Before moving on to these piques though, it should be pointed out that the earlier column was not about the Goan Catholics, nor about the Goan Catholic elite. It was more specifically about the bigots that populate both these groups. A supportive response rightly highlighted that while the column provided ‘picture of a part, or even a good part of this elite…there was another relevant part (of the Goan Catholic elite) that was anti-Salazarist, active or quietly, and that though even professionally dependent on colonial rule had the courage not to compromise with it.’ To be sure there were these brave persons, whose examples we cannot and must not forget. Indeed, these women and men are the examples we need to hold aloft. However it needs to be pointed out that the bigotry of the Catholic elite was not merely tied to Salazar. Salazar was only one facet of a larger problem that colonial values created in Goa. In contemporary Portugal Salazar is conveniently made a bogeyman for all things bad, so that to stone him allows contemporary Portuguese to self-exculpate themselves from post-colonial faux pas completely. To brutally paraphrase the Urdu poet Faiz, there are greater evils in the Lusofone world than Salazar.
This defense of the past column to affirm that it was not calling all Goan Catholics bigots stems from the fact that the largest piques resulted from this particular misreading. These posts inquired why the column was ‘baying for the blood’ of ‘Goan Catholics in Goa (who) today are a shrinking minority. Jason can get around and finish the job he has set out by crucifying the remaining.’ This is a somewhat bizarre response since a shrewd appraisal of the situation would point out that when a community can identify its bigots, and effectively deal with them, it creates the space to protect the larger community from external attack. This response was indicative of the manner in which the sense of persecution or marginalization (the fact of which this column has consistently argued for) contributes to an inability to introspect and address problems within. It is in this sense then that Hindutva (or any other majoritarianism for that matter) prevents minority groups from addressing issues of inequality and injustice within it. When pushed to the wall, the dominant groups within a minority invariably manage to suffocate internal challenges to the status-quo. Thus the critique of a bigoted mindset among Catholics was castigated as a challenge both to Goa and to Catholics itself. As argued in the earlier column, given the representational dominance of the elite, it is elite representations of Catholic Goan-ness that get frozen as the representative of an entire community. It was also within elite Goan Catholic contexts, that this peculiar brand of bigotry was produced. To this extent then Catholic bigots (like bigots in any group) are not harmless but act as foils for majoritarian attack, and also work together with this right to undermine the non-dominant groups within their fold.
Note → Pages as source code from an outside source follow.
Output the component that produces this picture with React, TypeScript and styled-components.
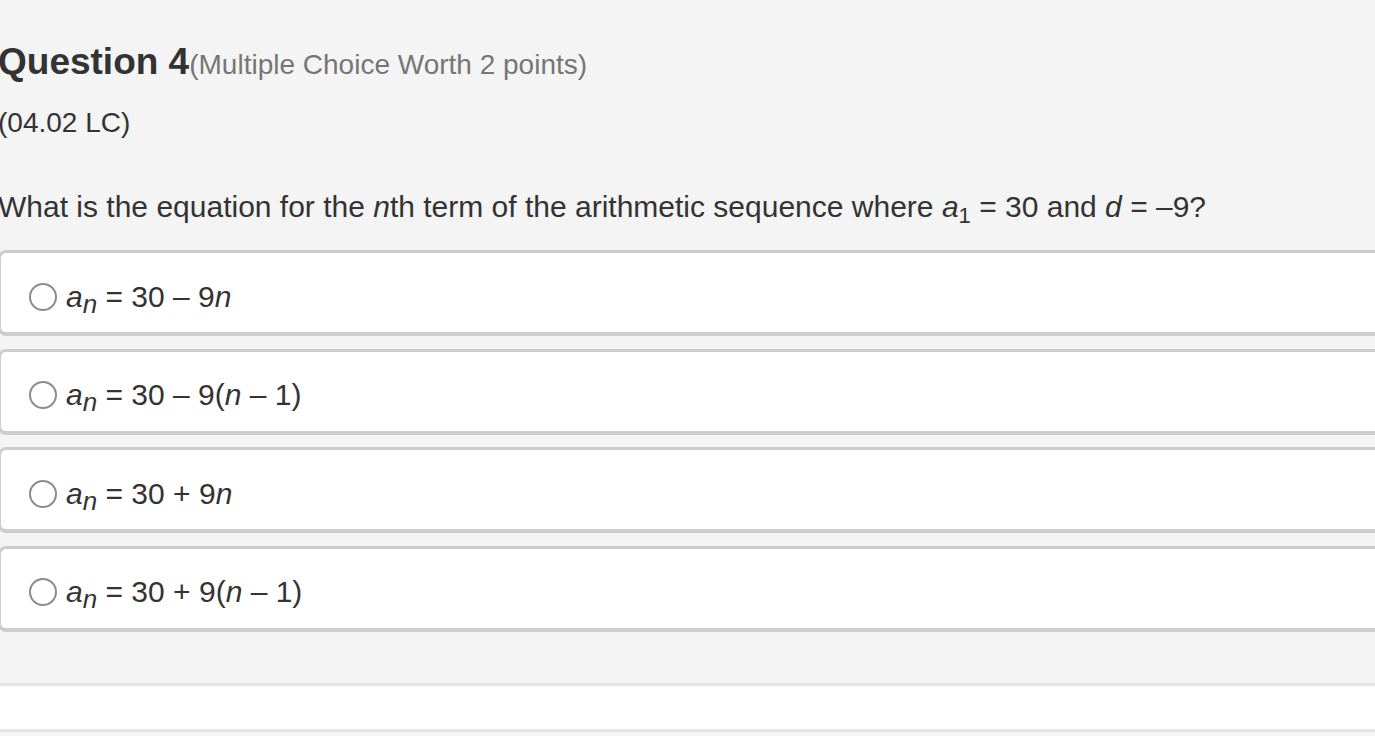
import styled, { createGlobalStyle } from "styled-components";

const GlobalStyle = createGlobalStyle`
    html, body {
        margin: 0;
        padding: 0;
        background: #f4f4f4;
        overflow: hidden;
    }
    body {
        font-family: "Liberation Sans", Arial, Helvetica, sans-serif;
        color: #333;
    }
`;

const Page = styled.div`
    margin-left: -2px;
    width: calc(100% + 60px);
    padding-top: 42px;
`;

const Heading = styled.h2`
    margin: 0;
    font-size: 37px;
    line-height: 40px;
    font-weight: bold;
    color: #333;
`;

const Worth = styled.span`
    font-size: 28px;
    line-height: 40px;
    font-weight: normal;
    color: #767676;
`;

const Standard = styled.div`
    margin-top: 18px;
    font-size: 28px;
    line-height: 40px;
`;

const Prompt = styled.p`
    margin: 44px 0 0;
    font-size: 30px;
    line-height: 40px;
`;

const Var = styled.i`
    font-style: italic;
`;

const Sub = styled.sub<{ $italic?: boolean; $size: number }>`
    font-size: ${(p) => p.$size}px;
    line-height: 0;
    vertical-align: -6px;
    font-style: ${(p) => (p.$italic ? "italic" : "normal")};
`;

const OptionList = styled.div`
    margin-top: 23px;
    display: flex;
    flex-direction: column;
    gap: 12.6px;
`;

const Card = styled.label`
    box-sizing: border-box;
    height: 86px;
    display: flex;
    align-items: center;
    gap: 9px;
    padding: 8px 0 0 28px;
    background: #fff;
    border: 3px solid #cdcdcd;
    border-bottom-width: 4px;
    border-radius: 8px;
    font-size: 30px;
    line-height: 30px;
    cursor: pointer;
`;

const Radio = styled.span`
    box-sizing: border-box;
    flex: none;
    width: 28px;
    height: 28px;
    border-radius: 50%;
    border: 2.5px solid #8c8c8c;
    background: #fff;
`;

const Footer = styled.div`
    margin-top: 51px;
    height: 43px;
    background: #fff;
    border-top: 3px solid #e4e4e4;
    border-bottom: 3px solid #e4e4e4;
`;

type Option = { sign: string; shifted: boolean };

const options: Option[] = [
    { sign: "–", shifted: false },
    { sign: "–", shifted: true },
    { sign: "+", shifted: false },
    { sign: "+", shifted: true },
];

const Equation = ({ sign, shifted }: Option) => (
    <span>
        <Var>a</Var>
        <Sub $italic $size={26}>n</Sub> = 30 {sign} 9
        {shifted ? (
            <>
                (<Var>n</Var> – 1)
            </>
        ) : (
            <Var>n</Var>
        )}
    </span>
);

export default function App() {
    return (
        <>
            <GlobalStyle />
            <Page>
                <Heading>
                    Question 4<Worth>(Multiple Choice Worth 2 points)</Worth>
                </Heading>
                <Standard>(04.02 LC)</Standard>
                <Prompt>
                    What is the equation for the <Var>n</Var>th term of the arithmetic sequence where{" "}
                    <Var>a</Var>
                    <Sub $size={22}>1</Sub> = 30 and <Var>d</Var> = –9?
                </Prompt>
                <OptionList>
                    {options.map((o, i) => (
                        <Card key={i}>
                            <Radio />
                            <Equation {...o} />
                        </Card>
                    ))}
                </OptionList>
                <Footer />
            </Page>
        </>
    );
}
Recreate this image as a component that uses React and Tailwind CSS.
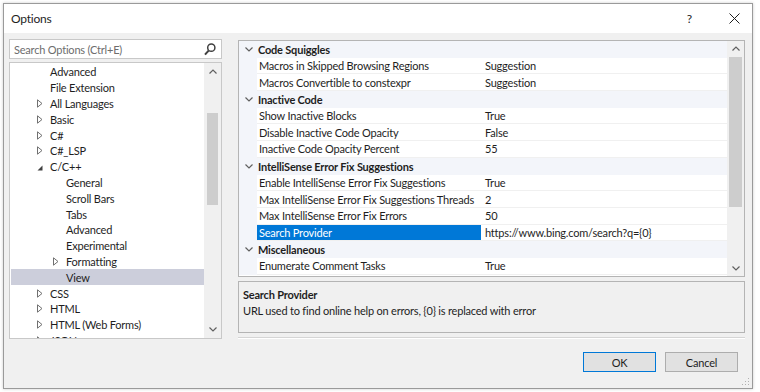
import React from "react";

const font = { fontFamily: 'Lato, "Noto Sans", sans-serif' };

const tree = [
  { t: "Advanced", l: 1 },
  { t: "File Extension", l: 1 },
  { t: "All Languages", l: 1, e: "c" },
  { t: "Basic", l: 1, e: "c" },
  { t: "C#", l: 1, e: "c" },
  { t: "C#_LSP", l: 1, e: "c" },
  { t: "C/C++", l: 1, e: "o" },
  { t: "General", l: 2 },
  { t: "Scroll Bars", l: 2 },
  { t: "Tabs", l: 2 },
  { t: "Advanced", l: 2 },
  { t: "Experimental", l: 2 },
  { t: "Formatting", l: 2, e: "c" },
  { t: "View", l: 2, s: true },
  { t: "CSS", l: 1, e: "c" },
  { t: "HTML", l: 1, e: "c" },
  { t: "HTML (Web Forms)", l: 1, e: "c" },
  { t: "JSON", l: 1, e: "c" },
];

const grid = [
  { c: "Code Squiggles" },
  { n: "Macros in Skipped Browsing Regions", v: "Suggestion" },
  { n: "Macros Convertible to constexpr", v: "Suggestion" },
  { c: "Inactive Code" },
  { n: "Show Inactive Blocks", v: "True" },
  { n: "Disable Inactive Code Opacity", v: "False" },
  { n: "Inactive Code Opacity Percent", v: "55" },
  { c: "IntelliSense Error Fix Suggestions" },
  { n: "Enable IntelliSense Error Fix Suggestions", v: "True" },
  { n: "Max IntelliSense Error Fix Suggestions Threads", v: "2" },
  { n: "Max IntelliSense Error Fix Errors", v: "50" },
  { n: "Search Provider", v: "https://www.bing.com/search?q={0}", s: true },
  { c: "Miscellaneous" },
  { n: "Enumerate Comment Tasks", v: "True" },
];

function Chevron({ up, className = "" }) {
  return (
    <svg width="8" height="5" viewBox="0 0 8 5" className={className}>
      <path
        d={up ? "M0.5 4.5 L4 1 L7.5 4.5" : "M0.5 0.5 L4 4 L7.5 0.5"}
        fill="none"
        stroke="#606060"
        strokeWidth="1.2"
      />
    </svg>
  );
}

function Arrow({ e }) {
  if (e === "c")
    return (
      <svg width="6" height="9" viewBox="0 0 6 9" className="ml-[3px]">
        <path d="M0.5 0.8 L5 4.5 L0.5 8.2 Z" fill="none" stroke="#707070" strokeWidth="1" />
      </svg>
    );
  if (e === "o")
    return (
      <svg width="6" height="6" viewBox="0 0 6 6" className="ml-[3px] mt-[2px]">
        <path d="M5.5 0.5 L5.5 5.5 L0.5 5.5 Z" fill="#404040" />
      </svg>
    );
  return null;
}

export default function App() {
  return (
    <div
      className="w-[760px] h-[392px] bg-white text-[#1e1e1e] text-[11px] tracking-[-0.2px] leading-none"
      style={font}
    >
      <div className="absolute left-[3px] top-[3px] w-[750px] h-[386px] border border-[#9a9a9a] shadow-[0_0_3px_rgba(0,0,0,0.2)] flex flex-col bg-[#f0f0f0]">
        {/* title bar */}
        <div className="h-[29px] bg-white flex items-center shrink-0">
          <span className="ml-[7px] text-[12px]">Options</span>
          <div className="flex-1" />
          <span className="text-[12px] mr-[37px]">?</span>
          <svg width="11" height="11" viewBox="0 0 11 11" className="mr-[12px]">
            <path d="M0.5 0.5 L10.5 10.5 M10.5 0.5 L0.5 10.5" stroke="#1e1e1e" strokeWidth="1" />
          </svg>
        </div>

        {/* body */}
        <div className="flex pl-[5px] pt-[6px]">
          {/* left */}
          <div className="w-[213px] flex flex-col">
            <div className="h-[20px] bg-white border border-[#c8c8c8] flex items-center pl-[4px] pr-[5px]">
              <span className="text-[#6d6d6d] flex-1">Search Options (Ctrl+E)</span>
              <svg width="12" height="13" viewBox="0 0 12 13">
                <circle cx="7.3" cy="4.7" r="3.6" fill="none" stroke="#404040" strokeWidth="1.5" />
                <path d="M4.6 7.6 L1 11.6" stroke="#404040" strokeWidth="2" />
              </svg>
            </div>
            <div className="mt-[3px] h-[277px] bg-white border border-[#c8c8c8] flex overflow-hidden">
              <div className="flex-1 pt-[1px] overflow-hidden">
                {tree.map((it, i) => (
                  <div
                    key={i}
                    className={`h-[15.8px] flex items-center ${it.s ? "bg-[#cccedb] ml-[1px]" : ""}`}
                  >
                    <div
                      className={`flex items-center w-[16px] shrink-0 ${
                        it.l === 1 ? (it.s ? "ml-[23px]" : "ml-[24px]") : it.s ? "ml-[39px]" : "ml-[40px]"
                      }`}
                    >
                      <Arrow e={it.e} />
                    </div>
                    <span className="whitespace-nowrap">{it.t}</span>
                  </div>
                ))}
              </div>
              <div className="w-[17px] bg-[#f0f0f0] flex flex-col items-center shrink-0">
                <div className="h-[17px] flex items-center justify-center">
                  <Chevron up />
                </div>
                <div className="mt-[33px] w-[11px] h-[92px] bg-[#cdcdcd]" />
                <div className="flex-1" />
                <div className="h-[17px] flex items-center justify-center">
                  <Chevron />
                </div>
              </div>
            </div>
          </div>

          {/* right */}
          <div className="ml-[16px] w-[507px] flex flex-col pt-[1px]">
            <div className="h-[237px] bg-white border border-[#b4b4b4] flex overflow-hidden">
              <div className="flex-1">
                {grid.map((r, i) =>
                  r.c ? (
                    <div key={i} className="h-[16.7px] flex items-center bg-[#f3f5fa]">
                      <div className="w-[19px] flex justify-center pl-[1px]">
                        <Chevron />
                      </div>
                      <span className="font-bold">{r.c}</span>
                    </div>
                  ) : (
                    <div key={i} className="h-[16.7px] flex">
                      <div className="w-[18px] bg-[#f3f5fa] shrink-0" />
                      <div
                        className={`w-[224px] shrink-0 flex items-center pl-[2px] border-b border-[#f0f0f0] whitespace-nowrap ${
                          r.s ? "bg-[#0078d7] text-white" : ""
                        }`}
                      >
                        {r.n}
                      </div>
                      <div className="flex-1 flex items-center pl-[4px] border-b border-[#f0f0f0] whitespace-nowrap">
                        {r.v}
                      </div>
                    </div>
                  )
                )}
              </div>
              <div className="w-[17px] bg-[#f0f0f0] flex flex-col items-center shrink-0">
                <div className="h-[14px] flex items-center justify-center">
                  <Chevron up />
                </div>
                <div className="mt-[2px] w-[13px] h-[150px] bg-[#cdcdcd]" />
                <div className="flex-1" />
                <div className="h-[16px] flex items-center justify-center">
                  <Chevron />
                </div>
              </div>
            </div>
            <div className="mt-[4px] h-[52px] border border-[#b4b4b4] bg-[#f0f0f0] pl-[4px] pt-[4px]">
              <div className="font-bold h-[16px] flex items-center">Search Provider</div>
              <div className="h-[16px] flex items-center">URL used to find online help on errors, {"{0}"} is replaced with error</div>
            </div>
            <div className="mt-[4px] h-[1px] bg-[#d5d5d5] border-b border-white box-content" />
          </div>
        </div>

        {/* buttons */}
        <div className="flex justify-end pr-[14px] mt-[13px] gap-[9px]">
          <div className="w-[73px] h-[20px] bg-[#e1e1e1] border border-[#0078d7] flex items-center justify-center">
            OK
          </div>
          <div className="w-[73px] h-[20px] bg-[#e1e1e1] border border-[#adadad] flex items-center justify-center">
            Cancel
          </div>
        </div>
        <div className="flex-1" />
        <div className="flex justify-end pr-[2px] pb-[2px]">
          <svg width="8" height="8" viewBox="0 0 8 8">
            <rect x="6" y="6" width="1" height="1" fill="#b0b0b0" />
            <rect x="3" y="6" width="1" height="1" fill="#b0b0b0" />
            <rect x="6" y="3" width="1" height="1" fill="#b0b0b0" />
            <rect x="0" y="6" width="1" height="1" fill="#b0b0b0" />
            <rect x="3" y="3" width="1" height="1" fill="#b0b0b0" />
            <rect x="6" y="0" width="1" height="1" fill="#b0b0b0" />
          </svg>
        </div>
      </div>
    </div>
  );
}
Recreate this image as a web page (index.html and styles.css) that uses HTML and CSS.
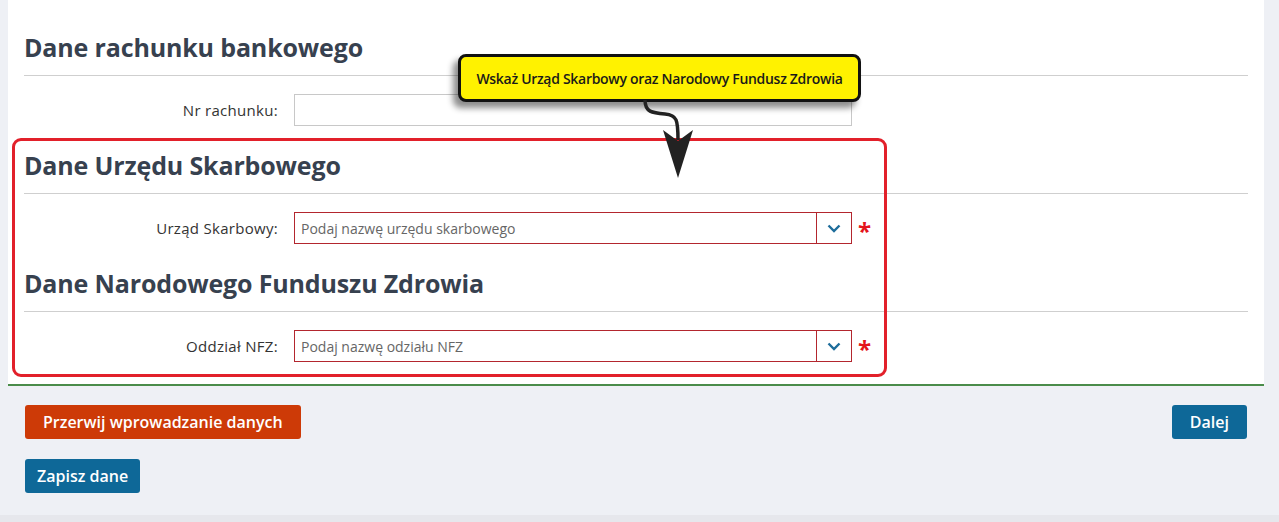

There is also a need for us to challenge notions of a homogeneous and unified Catholic community. Just as there is no single Hindu community, but a Hindu community fractured by region, caste and class; just as the Indian Muslim is a fictitious character, similarly the ‘Goan Catholic’ too is a largely fictitious entity. This is not to deny that there are factors and features that bind different groups together as Catholics and Goans. This is merely to point that this unity is not total. It is fractured by the existence of caste, class, region and goodness knows how many other factors. The last column was castigated for dragging caste unnecessarily into the issue. This was surprising given the last column argued that Catholic bigotry was not restricted to a class or class, but can be, and is present, among all groups. I would like to extract two comments here. The first, ‘I am a sudra fighting for the Goan cause.’ And a second, ‘Not sure which Bamon rubbed Jason Keith Fernandes on the wrong side for him to paint all Goan Catholics with his dirty muck calling them bigots!’ These comments tell us that there is more to caste among Catholics than we care to admit. Both these comments assume the blemish-free nature of Sudras and non-brahmins, and assume that it is always Brahmins or Bamons who are trouble-makers. This column has time and again argued that Brahmins do not hold a monopoly on brahmanical thinking. However, given that the brahmanical frameworks work to their advantage, like other dominant castes, they have a tendency towards it.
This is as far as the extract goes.